In the discussion on the mailing list, Simon Peyton Jones wrote:

As many of you will know I am now leaning strongly towards doing no generalisation whatsoever on nested bindings. See
http://research.microsoft.com/~simonpj/papers/constraints/index.htm

So I'd cut the cake differently:

• top level: generalise, no monomorphism restriction
• nested: do not generalise, monomorphism restriction for every binding

References

None.

Report Delta

In Section 4.5.5 remove:

The Monomorphism Restriction

Haskell places certain extra restrictions on the generalization step, beyond the standard Hindley-Milner restriction described above, which further reduces polymorphism in particular cases.

The monomorphism restriction depends on the binding syntax of a variable. Recall that a variable is bound by either a function binding or a pattern binding, and that a simple pattern binding is a pattern binding in which the pattern consists of only a single variable (Section 4.4.3).

The following two rules define the monomorphism restriction:

The monomorphism restriction

Rule 1.

We say that a given declaration group is unrestricted if and only if:

(a): every variable in the group is bound by a function binding or a simple pattern binding (Section 4.4.3.2), and (b): an explicit type signature is given for every variable in the group that is bound by simple pattern binding.

The usual Hindley-Milner restriction on polymorphism is that only type variables that do not occur free in the environment may be generalized. In addition, the constrained type variables of a restricted declaration group may not be generalized in the generalization step for that group. (Recall that a type variable is constrained if it must belong to some type class; see Section 4.5.2.)

Rule 2.

Any monomorphic type variables that remain when type inference for an entire module is complete, are considered ambiguous, and are resolved to particular types using the defaulting rules (Section 4.3.4).

Motivation

Rule 1 is required for two reasons, both of which are fairly subtle.

• Rule 1 prevents computations from being unexpectedly repeated. For example, genericLength is a standard function (in library List) whose type is given by

          genericLength :: Num a => [b] -> a

  Now consider the following expression:

          let { len = genericLength xs } in (len, len)

  It looks as if len should be computed only once, but without Rule 1 it might be computed twice, once at each of two different overloadings. If the programmer does actually wish the computation to be repeated, an explicit type signature may be added:

          let { len :: Num a => a; len = genericLength xs } in (len, len)

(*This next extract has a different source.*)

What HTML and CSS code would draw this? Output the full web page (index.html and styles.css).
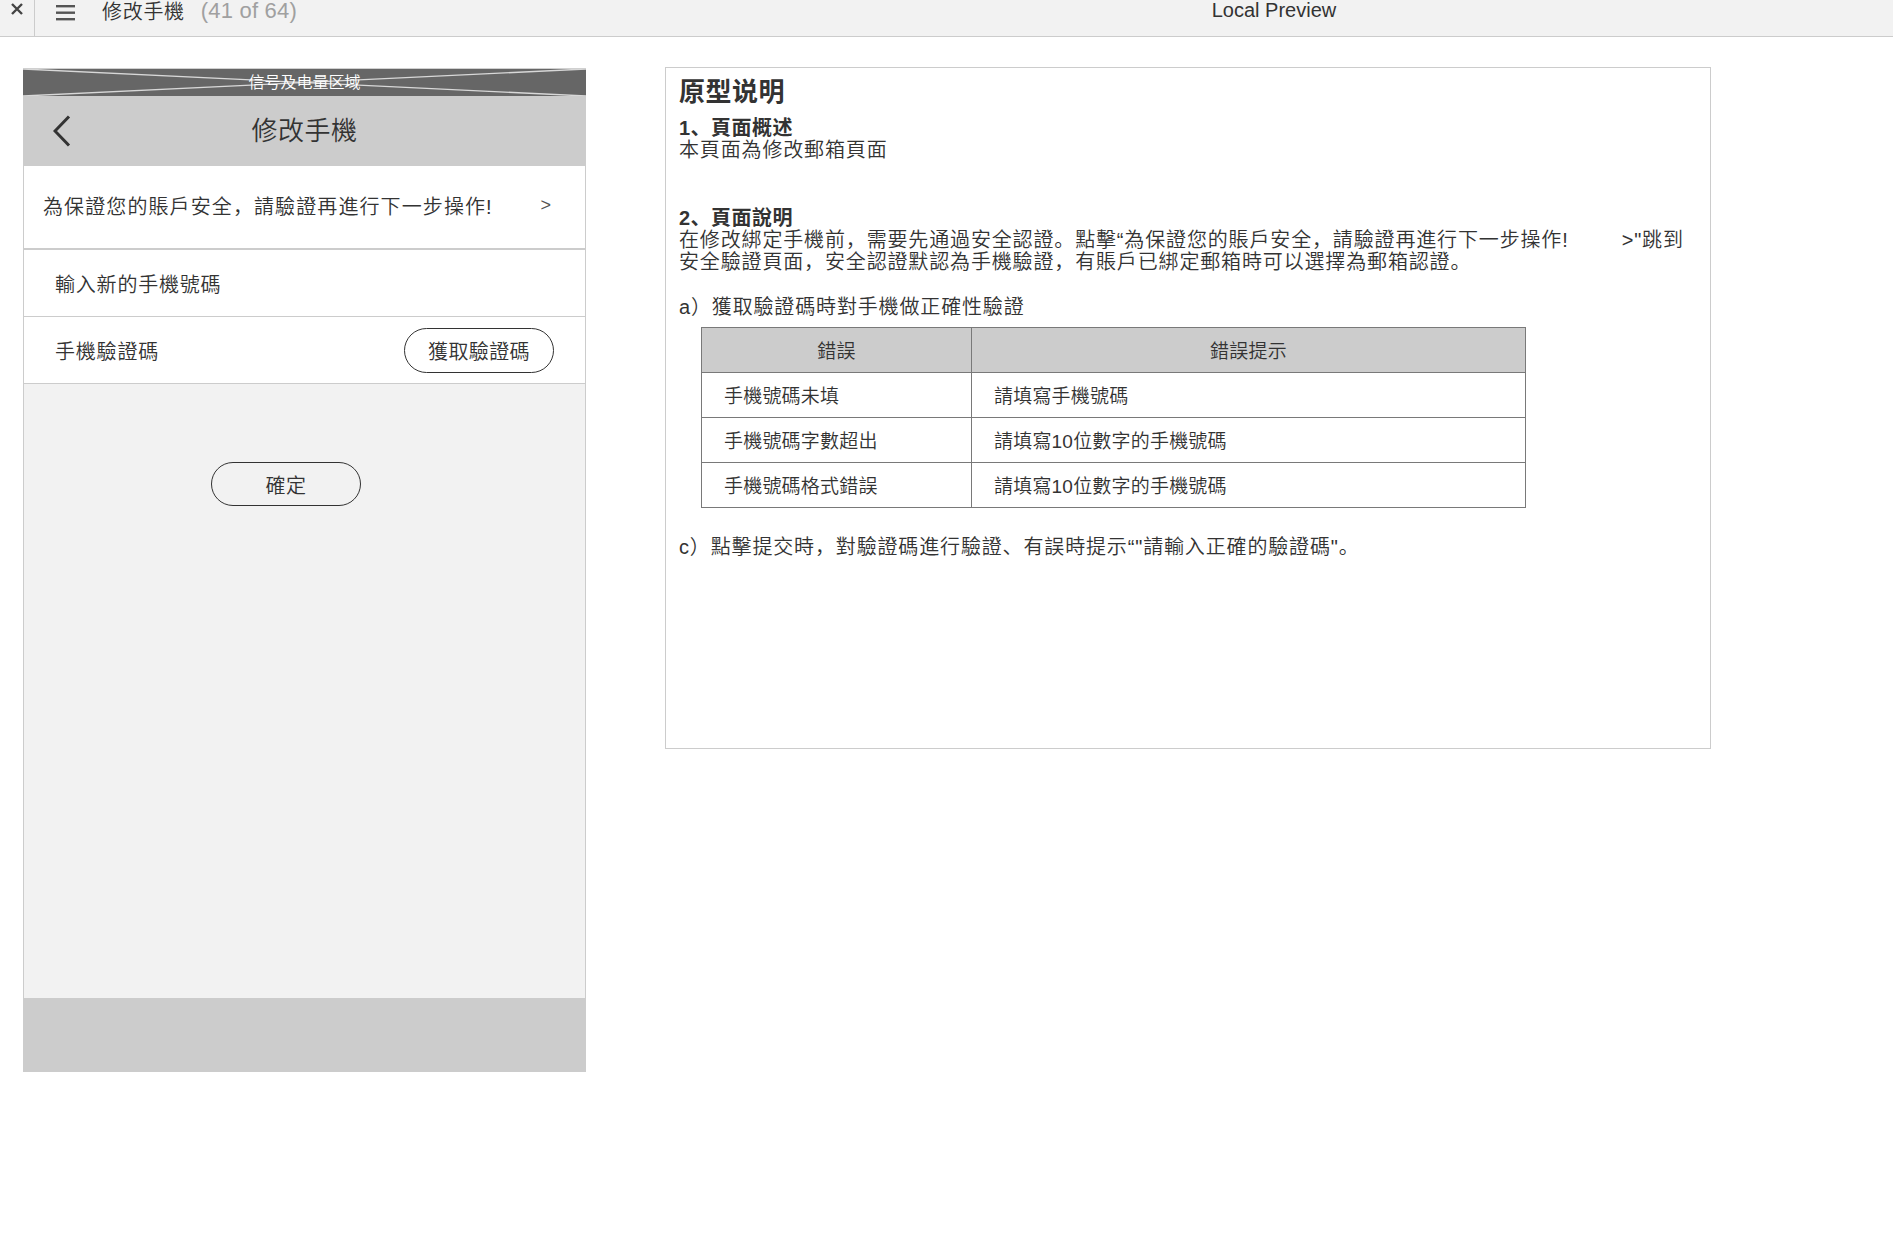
FILE: index.html
```html
<!DOCTYPE html>
<html lang="zh-Hans">
<head>
<meta charset="utf-8">
<title>修改手機</title>
<link rel="stylesheet" href="styles.css">
</head>
<body>
<div class="topbar">
  <div class="tb-close">
    <svg width="12" height="12" viewBox="0 0 12 12"><path d="M1 1 L11 11 M11 1 L1 11" stroke="#444" stroke-width="2.4" fill="none"/></svg>
  </div>
  <div class="tb-left">
    <svg class="tb-menu" width="19" height="18" viewBox="0 0 19 18"><rect x="0" y="1" width="19" height="2.4" fill="#555"/><rect x="0" y="7.5" width="19" height="2.4" fill="#555"/><rect x="0" y="14" width="19" height="2.4" fill="#555"/></svg>
    <span class="tb-title">修改手機</span>
    <span class="tb-count">(41 of 64)</span>
  </div>
  <div class="tb-center">Local Preview</div>
</div>

<div class="main">
  <div class="phone">
    <div class="status">
      <svg class="status-x" viewBox="0 0 100 10" preserveAspectRatio="none"><line x1="0" y1="0" x2="100" y2="10" stroke="#d8d8d8" stroke-width="1.4" vector-effect="non-scaling-stroke"/><line x1="0" y1="10" x2="100" y2="0" stroke="#d8d8d8" stroke-width="1.4" vector-effect="non-scaling-stroke"/></svg>
      <span class="status-text">信号及电量区域</span>
    </div>
    <div class="nav">
      <div class="nav-left">
        <svg width="18" height="32" viewBox="0 0 18 32"><polyline points="16,1.5 2,16 16,30.5" stroke="#333" stroke-width="3" fill="none"/></svg>
      </div>
      <div class="nav-title">修改手機</div>
      <div class="nav-right"></div>
    </div>
    <div class="phone-body">
      <div class="row row-notice">
        <span>為保證您的賬戶安全，請驗證再進行下一步操作!</span>
        <span class="arrow">&gt;</span>
      </div>
      <div class="row row-field">輸入新的手機號碼</div>
      <div class="row row-field row-code">
        <span>手機驗證碼</span>
        <span class="pill pill-code">獲取驗證碼</span>
      </div>
      <div class="body-fill">
        <span class="pill pill-ok">確定</span>
      </div>
    </div>
    <div class="footer"></div>
  </div>

  <div class="notes">
    <div class="notes-title">原型说明</div>
    <div class="line bold">1、頁面概述</div>
    <div class="line">本頁面為修改郵箱頁面</div>
    <div class="line"></div>
    <div class="line"></div>
    <div class="line bold">2、頁面說明</div>
    <div class="line">在修改綁定手機前，需要先通過安全認證。點擊“為保證您的賬戶安全，請驗證再進行下一步操作!<span class="gap"></span>&gt;"跳到</div>
    <div class="line">安全驗證頁面，安全認證默認為手機驗證，有賬戶已綁定郵箱時可以選擇為郵箱認證。</div>
    <div class="line"></div>
    <div class="line">a）獲取驗證碼時對手機做正確性驗證</div>
    <table class="err-table">
      <thead>
        <tr><th class="col1">錯誤</th><th class="col2">錯誤提示</th></tr>
      </thead>
      <tbody>
        <tr><td>手機號碼未填</td><td>請填寫手機號碼</td></tr>
        <tr><td>手機號碼字數超出</td><td>請填寫10位數字的手機號碼</td></tr>
        <tr><td>手機號碼格式錯誤</td><td>請填寫10位數字的手機號碼</td></tr>
      </tbody>
    </table>
    <div class="line line-c">c）點擊提交時，對驗證碼進行驗證、有誤時提示“"請輸入正確的驗證碼"。</div>
  </div>
</div>
</body>
</html>
```

FILE: styles.css
```css
* { box-sizing: border-box; }

html, body {
  margin: 0;
  padding: 0;
  background: #ffffff;
}

body {
  font-family: "Liberation Sans", "Noto Sans CJK SC", sans-serif;
  font-weight: 350;
  color: #333333;
}

/* ---------- top bar ---------- */
.topbar {
  display: flex;
  height: 37px;
  background: #f2f2f2;
  border-bottom: 1px solid #cccccc;
}

.tb-close {
  width: 35px;
  border-right: 1px solid #cccccc;
  display: flex;
  justify-content: center;
  padding-top: 3px;
}

.tb-left {
  width: 620px;
  display: flex;
  align-items: flex-start;
  padding-left: 21px;
}

.tb-menu {
  margin-top: 4px;
}

.tb-title {
  margin-left: 27px;
  font-size: 20px;
  letter-spacing: 0.7px;
  line-height: 24px;
  color: #333333;
}

.tb-count {
  margin-left: 16px;
  font-family: "Liberation Sans", sans-serif;
  font-size: 22px;
  letter-spacing: 0.2px;
  line-height: 22px;
  color: #a0a0a0;
}

.tb-center {
  flex: 1;
  text-align: center;
  font-family: "Liberation Sans", sans-serif;
  font-size: 20px;
  line-height: 20px;
  color: #333333;
}

/* ---------- layout ---------- */
.main {
  display: flex;
  align-items: flex-start;
  gap: 79px;
  padding: 30px 0 0 23px;
}

/* ---------- phone ---------- */
.phone {
  width: 563px;
  height: 1004px;
  display: flex;
  flex-direction: column;
  margin-top: 1px;
}

.status {
  position: relative;
  height: 28px;
  background: #666666;
  display: flex;
  align-items: center;
  justify-content: center;
  border-top: 1px solid #d0d0d0;
}

.status-x {
  position: absolute;
  left: 0;
  top: 0;
  width: 100%;
  height: 100%;
}

.status-text {
  position: relative;
  font-size: 16px;
  line-height: 18px;
  color: #ffffff;
}

.nav {
  height: 70px;
  background: #cccccc;
  display: grid;
  grid-template-columns: 1fr auto 1fr;
  align-items: center;
}

.nav-left {
  padding-left: 30px;
  display: flex;
  align-items: center;
}

.nav-title {
  font-size: 26px;
  letter-spacing: 0.5px;
  line-height: 32px;
  color: #333333;
}

.phone-body {
  flex: 1;
  display: flex;
  flex-direction: column;
  border-left: 1px solid #cccccc;
  border-right: 1px solid #cccccc;
  background: #f2f2f2;
}

.row {
  background: #ffffff;
  display: flex;
  align-items: center;
  font-size: 20px;
  letter-spacing: 0.8px;
  color: #333333;
}

.row-notice {
  height: 84px;
  border-bottom: 2px solid #cccccc;
  justify-content: space-between;
  padding: 0 33px 4px 19px;
  letter-spacing: 1.1px;
}

.arrow {
  font-size: 18px;
  color: #555555;
}

.row-field {
  height: 67px;
  border-bottom: 1px solid #cccccc;
  padding: 0 31px 0 31px;
}

.row-code {
  justify-content: space-between;
}

.pill {
  display: flex;
  align-items: center;
  justify-content: center;
  width: 150px;
  height: 45px;
  border: 1.5px solid #333333;
  border-radius: 23px;
  font-size: 20px;
  letter-spacing: 0.4px;
  color: #333333;
}

.pill-code {
  background: #ffffff;
}

.body-fill {
  flex: 1;
  padding: 78px 0 0 187px;
}

.pill-ok {
  height: 44px;
  background: transparent;
}

.footer {
  height: 74px;
  background: #cccccc;
}

/* ---------- notes panel ---------- */
.notes {
  width: 1046px;
  height: 682px;
  border: 1px solid #cccccc;
  padding: 7px 12px 0 13px;
  background: #ffffff;
}

.notes-title {
  font-size: 26px;
  font-weight: 700;
  letter-spacing: 0.5px;
  line-height: 34px;
  margin-bottom: 8px;
  color: #333333;
}

.line {
  height: 22.4px;
  line-height: 22.4px;
  font-size: 20px;
  letter-spacing: 0.85px;
  white-space: nowrap;
  color: #333333;
}

.bold {
  font-weight: 700;
  letter-spacing: 0.5px;
}

.gap {
  display: inline-block;
  width: 53px;
}

.err-table {
  margin: 8px 0 0 22px;
  width: 825px;
  border-collapse: collapse;
  font-size: 19px;
  letter-spacing: 0.2px;
  color: #333333;
}

.err-table th,
.err-table td {
  border: 1px solid #797979;
  height: 45px;
  padding: 0 0 0 22px;
  font-weight: 350;
  text-align: left;
  vertical-align: middle;
}

.err-table th {
  background: #cccccc;
  text-align: center;
  padding: 0;
}

.err-table .col1 {
  width: 270px;
}

.line-c {
  margin-top: 28px;
}
```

• Rule 1 prevents ambiguity. For example, consider the declaration group

          [(n,s)] = reads t

  Recall that reads is a standard function whose type is given by the signature

          reads :: (Read a) => String -> [(a,String)]

  Without Rule 1, n would be assigned the type forall a. Read a =>a and s the type forall a. Read a =>String. The latter is an invalid type, because it is inherently ambiguous. It is not possible to determine at what overloading to use s, nor can this be solved by adding a type signature for s. Hence, when non-simple pattern bindings are used (Section 4.4.3.2), the types inferred are always monomorphic in their constrained type variables, irrespective of whether a type signature is provided. In this case, both n and s are monomorphic in a.

The same constraint applies to pattern-bound functions. For example, in

        (f,g) = ((+),(-))

both f and g are monomorphic regardless of any type signatures supplied for f or g.

Rule 2 is required because there is no way to enforce monomorphic use of an exported binding, except by performing type inference on modules outside the current module. Rule 2 states that the exact types of all the variables bound in a module must be determined by that module alone, and not by any modules that import it.

  module M1(len1) where
    default( Int, Double )
    len1 = genericLength "Hello"

  module M2 where
    import M1(len1)
    len2 = (2*len1) :: Rational

When type inference on module M1 is complete, len1 has the monomorphic type Num a => a (by Rule 1). Rule 2 now states that the monomorphic type variable a is ambiguous, and must be resolved using the defaulting rules of Section 4.3.4. Hence, len1 gets type Int, and its use in len2 is type-incorrect. (If the above code is actually what is wanted, a type signature on len1 would solve the problem.)

This issue does not arise for nested bindings, because their entire scope is visible to the compiler.

Consequences

The monomorphism rule has a number of consequences for the programmer. Anything defined with function syntax usually generalizes as a function is expected to. Thus in

  f x y = x+y

the function f may be used at any overloading in class Num. There is no danger of recomputation here. However, the same function defined with pattern syntax:

  f = \x -> \y -> x+y

requires a type signature if f is to be fully overloaded. Many functions are most naturally defined using simple pattern bindings; the user must be careful to affix these with type signatures to retain full overloading. The standard prelude contains many examples of this:

  sum  :: (Num a) => [a] -> a
  sum  =  foldl (+) 0  

Rule 1 applies to both top-level and nested definitions. Consider

  module M where
    len1 = genericLength "Hello"
    len2 = (2*len1) :: Rational

Here, type inference finds that len1 has the monomorphic type (Num a => a); and the type variable a is resolved to Rational when performing type inference on len2.

In Section 5 replace:

(There are two minor exceptions to this statement. First, default declarations scope over a single module (Section 4.3.4). Second, Rule 2 of the monomorphism restriction (Section 4.5.5) is affected by module boundaries. )

with:

(There is a minor exception to this statement: Default declarations scope over a single module (Section 4.3.4).)